BEGIN GIVEN MATERIAL
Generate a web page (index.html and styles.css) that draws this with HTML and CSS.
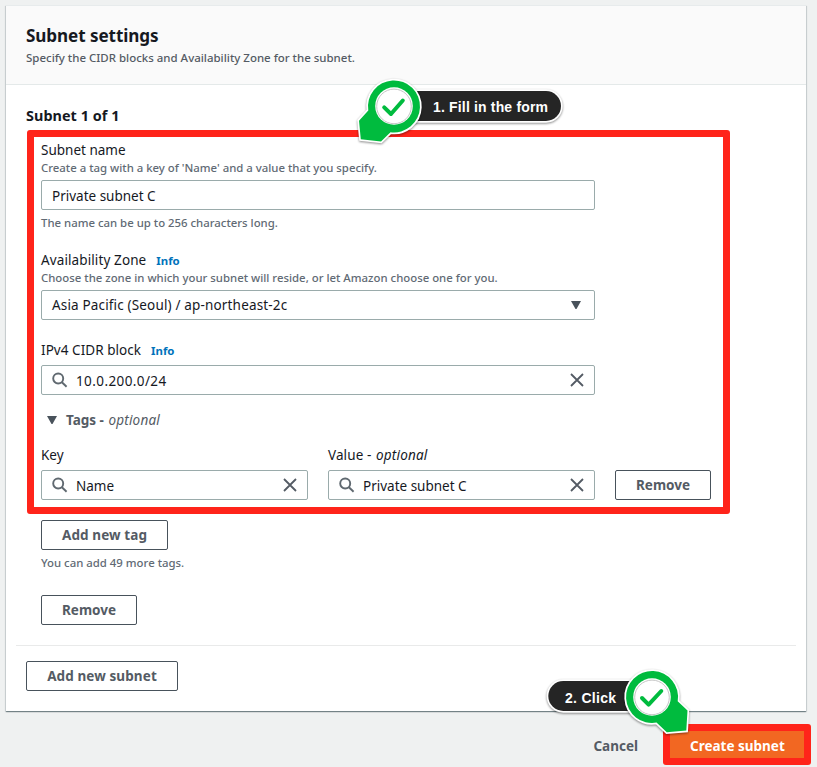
FILE: index.html
```html
<!DOCTYPE html>
<html lang="en">
<head>
<meta charset="utf-8">
<title>Create subnet</title>
<link rel="stylesheet" href="styles.css">
</head>
<body>
<svg class="defs" width="0" height="0" aria-hidden="true">
  <symbol id="search" viewBox="0 0 16 16"><circle cx="6.2" cy="6.5" r="5"/><path d="M9.9 10.2 14.6 14.8"/></symbol>
  <symbol id="close" viewBox="0 0 16 16"><path d="M2 2l12 12M14 2L2 14"/></symbol>
  <symbol id="caret" viewBox="0 0 12 10"><path d="M1 1h10L6.5 9h-1z"/></symbol>
</svg>

<main class="page">
  <section class="card">
    <header class="card-header">
      <h2>Subnet settings</h2>
      <p class="hint dark">Specify the CIDR blocks and Availability Zone for the subnet.</p>
    </header>
    <div class="card-body">
      <h3>Subnet 1 of 1</h3>
      <div class="form">
        <div class="field">
          <div class="label">Subnet name</div>
          <p class="hint">Create a tag with a key of 'Name' and a value that you specify.</p>
          <div class="input"><span class="value">Private subnet C</span></div>
          <p class="hint below">The name can be up to 256 characters long.</p>
        </div>
        <div class="field zone">
          <div class="label"><span class="spaced">Availability Zone</span><a class="info">Info</a></div>
          <p class="hint">Choose the zone in which your subnet will reside, or let Amazon choose one for you.</p>
          <div class="input"><span class="value wide">Asia Pacific (Seoul) / ap-northeast-2c</span><svg class="caret select"><use href="#caret"/></svg></div>
        </div>
        <div class="field cidr">
          <div class="label"><span class="block">IPv4 CIDR block</span><a class="info">Info</a></div>
          <div class="input"><svg class="icon"><use href="#search"/></svg><span class="value digits">10.0.200.0/24</span><svg class="icon clear"><use href="#close"/></svg></div>
        </div>
        <div class="expander"><svg class="caret"><use href="#caret"/></svg><b>Tags -</b><i>optional</i></div>
        <div class="tags">
          <div class="tag">
            <div class="label">Key</div>
            <div class="input"><svg class="icon"><use href="#search"/></svg><span class="value">Name</span><svg class="icon clear"><use href="#close"/></svg></div>
          </div>
          <div class="tag">
            <div class="label"><span class="spaced">Value -</span><i>optional</i></div>
            <div class="input"><svg class="icon"><use href="#search"/></svg><span class="value">Private subnet C</span><svg class="icon clear"><use href="#close"/></svg></div>
          </div>
          <button class="btn remove">Remove</button>
        </div>
        <button class="btn add-tag">Add new tag</button>
        <p class="hint more">You can add 49 more tags.</p>
        <button class="btn remove">Remove</button>
      </div>
    </div>
    <footer class="card-footer"><button class="btn add-subnet">Add new subnet</button></footer>
    <div class="highlight form-highlight"></div>
  </section>
  <div class="actions">
    <button class="link">Cancel</button>
    <div class="primary-wrap"><button class="primary">Create subnet</button></div>
  </div>
</main>

<svg class="callout first" width="230" height="86" viewBox="350 70 230 86">
  <g class="shape">
    <rect class="pill" x="394" y="91" width="167" height="30" rx="15"/>
  </g>
  <g class="shape">
    <path class="pin" d="M368.3 110.5 359 120.7 360.8 139.2 381 141.4 390.5 132.2A26 26 0 1 0 368.3 110.5Z"/>
  </g>
  <circle class="disc" cx="394" cy="106" r="18.8"/>
  <circle class="ring" cx="394" cy="106.4" r="17.3"/>
  <path class="check" d="M384.2 107.3 391 114 402.8 100.5"/>
  <text x="433" y="111.8" textLength="115">1. Fill in the form</text>
</svg>

<svg class="callout second" width="170" height="86" viewBox="536 660 170 86">
  <g class="shape">
    <rect class="pill" x="548.3" y="681" width="104" height="30" rx="15"/>
  </g>
  <g class="shape">
    <path class="pin" d="M677.7 701.2 687.5 710.5 686.3 730.6 666.8 732.2 656.5 722.6A26 26 0 1 1 677.7 701.2Z"/>
  </g>
  <circle class="disc" cx="652" cy="697" r="18.8"/>
  <circle class="ring" cx="652" cy="697.4" r="17.3"/>
  <path class="check" d="M642 698 648.6 704.7 661.3 691"/>
  <text x="565" y="702.8" textLength="51">2. Click</text>
</svg>
</body>
</html>
```

FILE: styles.css
```css
* { box-sizing: border-box; }
body {
  margin: 0;
  height: 767px;
  overflow: hidden;
  background: #eff1f1;
  color: #16191f;
  font: 13.5px/22px "Noto Sans", sans-serif;
}
h2, h3, p { margin: 0; }
button { font: inherit; font-weight: 700; padding: 0; }
.defs { position: absolute; }
.page { padding: 5px 11px 0 6px; }

.card {
  position: relative;
  height: 706px;
  background: #fff;
  border-top: 1px solid #e7ebec;
  box-shadow: 0 1px 1px 0 rgba(0, 28, 36, .4), 1px 1px 1px 0 rgba(0, 28, 36, .1), -1px 1px 1px 0 rgba(0, 28, 36, .1);
}
.card-header {
  height: 79px;
  padding: 18px 20px 0;
  background: #fafafa;
  border-bottom: 1px solid #e4e9e9;
}
h2 { font-size: 17.1px; line-height: 24px; letter-spacing: -.08px; }
h3 { font-size: 14.4px; line-height: 22px; letter-spacing: .05px; }
.hint { font-size: 11.38px; line-height: 16px; font-weight: 500; color: #616a74; }
.hint.dark { margin-top: 2px; font-size: 11.47px; color: #545b64; }
.card-body { padding: 20px 20px 0; }

.form { padding: 12px 0 0 15px; }
.label { display: flex; height: 22px; }
.field .hint { height: 16px; margin-top: -1px; }
.field .hint.below { margin-top: 5px; }
.field .input { width: 554px; margin-top: 4px; }
.zone { margin-top: 18px; }
.cidr { margin-top: 19px; }
.spaced { letter-spacing: .11px; }
.block { letter-spacing: .05px; }
.info { margin-left: 10px; font-size: 11.4px; font-weight: 700; color: #0073bb; line-height: 24px; }

.input {
  display: flex;
  align-items: center;
  height: 30px;
  padding: 0 10px;
  border: 1px solid #9aabab;
  border-radius: 2px;
}
.value { padding-top: 1px; }
.value.wide { padding: 0 0 1px; letter-spacing: .16px; }
.value.digits { letter-spacing: .4px; }
.icon {
  width: 16px;
  height: 16px;
  margin-right: 8px;
  fill: none;
  stroke: #606970;
  stroke-width: 1.9;
}
.clear { margin: 0 -1px 0 auto; stroke: #545b64; stroke-width: 1.8; }
.caret { width: 12px; height: 10px; fill: #49525b; }
.select { margin-left: auto; margin-right: 2px; }

.expander { display: flex; align-items: center; height: 22px; margin: 14px 0 0 5px; color: #545b64; }
.expander b { margin-left: 8px; }
i { margin-left: 4.5px; letter-spacing: .2px; }

.tags { display: flex; align-items: flex-end; gap: 20px; margin-top: 13px; }
.tag { width: 267px; }
.tag .input { margin-top: 4px; }
.btn {
  display: block;
  height: 30px;
  color: #545b64;
  background: #fff;
  border: 1px solid #48525b;
  border-radius: 2px;
}
.remove { width: 96px; }
.add-tag { width: 127px; margin-top: 20px; letter-spacing: .1px; }
.add-subnet { width: 152px; letter-spacing: .1px; }
.more { margin: 5px 0 24px; }
.card-footer { margin: 20px 10px 0; padding: 15px 10px 0; border-top: 1px solid #e9eaea; }

.highlight { position: absolute; border: 7px solid #ff241a; border-radius: 3px; }
.form-highlight { left: 21px; top: 124px; width: 703px; height: 384px; }

.actions { display: flex; justify-content: flex-end; align-items: center; gap: 25px; margin: 13px -5px 0 0; }
.link { border: 0; padding-top: 2px; background: none; color: #545b64; }
.primary-wrap { padding: 7px; background: #ff241a; border-radius: 3px; }
.primary { display: block; width: 134px; height: 27px; padding: 2px 0 0 20px; text-align: left; border: 0; background: #f26722; color: #fff; }

.callout { position: absolute; overflow: visible; }
.first { left: 350px; top: 70px; }
.second { left: 536px; top: 660px; }
.shape { filter: drop-shadow(0 1.5px 1.2px rgba(0, 0, 0, .45)); }
.pill, .pin { stroke: #fff; stroke-width: 3.4; stroke-linejoin: miter; paint-order: stroke; }
.pill { fill: #252525; }
.pin { fill: #00bb3e; }
.disc { fill: #fff; }
.ring { fill: #fff; stroke: #c6c6c6; stroke-width: 1; }
.check { fill: none; stroke: #00bb3e; stroke-width: 4; stroke-linecap: round; stroke-linejoin: round; }
.callout text { fill: #fff; font: bold 14px "Liberation Sans", sans-serif; }
```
END GIVEN MATERIAL
Pick out the lines that contain "styles" and copy them.

TASK RESULT:
Generate a web page (index.html and styles.css) that draws this with HTML and CSS.
<link rel="stylesheet" href="styles.css">
FILE: styles.css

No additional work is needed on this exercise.